Packaging made from d2w Controlled-life Plastic complies with paras. 1 2 3(a), (b) and (d) of Annex II of the European Parliament and Council Directive 94/62/EC (as amended) on Packaging and Packaging Waste. This Annex specifies the essential requirements for the composition and the reusable and recoverable, including recyclable, nature of packaging.
d2w plastic satisfies para. 3(a) because it can be recycled. It satisfies para. 3(b) because it can be incinerated. It satisfies para. 3(d) because it is capable of undergoing physical, chemical, thermal or biological decomposition such that most of the finished compost ultimately decomposes into carbon dioxide, biomass and water.

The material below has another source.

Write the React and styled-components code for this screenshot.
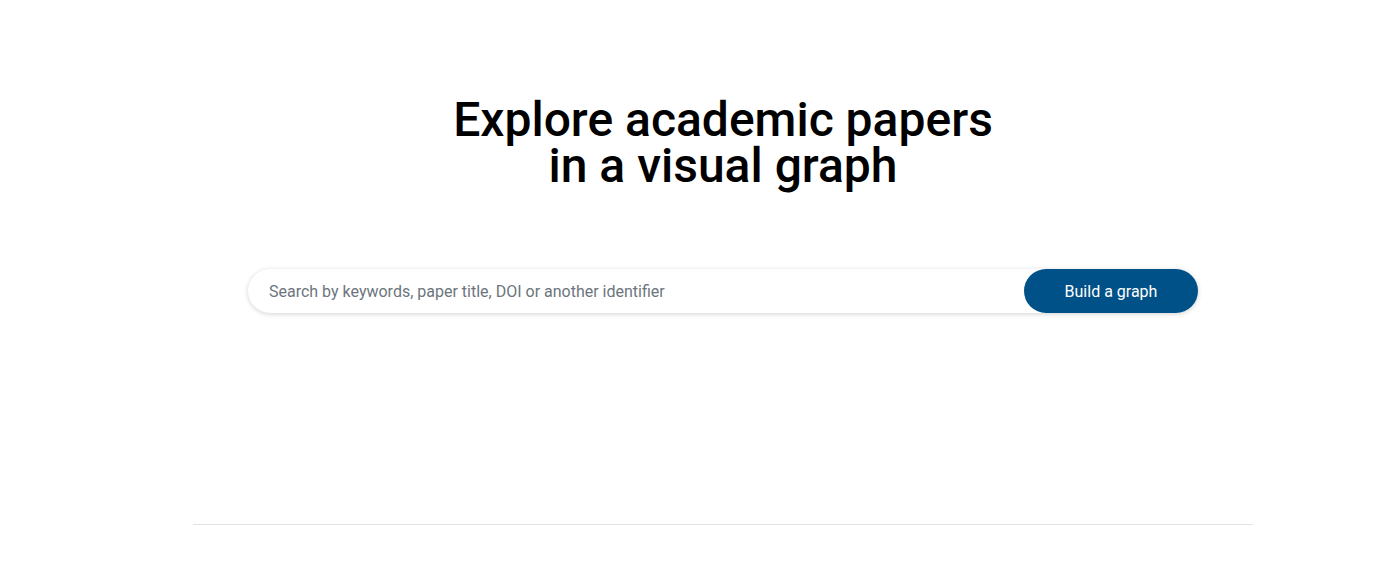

It can even satisfy para. 3(c) if composted in an “in-vessel” process.
The then EU Environment Commissioner, Margot Wallstrőm, said, in a letter to the Irish MEP Avril Doyle on 18thFebruary 2002 that “it would be consistent with the spirit of Community environment policy and legislation if a member state applying a plastic bag tax were to decide to adopt a more beneficial tax rate in relation to biodegradable carrier bags.”
See Legislation on OPA website – http://www.biodeg.org/legislation/
There will always be a need for shops and supermarkets to supply plastic carrier bags and other plastic products to their customers, but such is the inertia in the retail industry that they will continue to supply conventional plastics unless Governments give financial incentives to use the Controlled-life alternative, as the UK Government did a few years ago with unleaded petrol.
In 2010 the Government of the United Arab Emirates passed legislation to require all short-life plastic products to be oxo-biodegradable.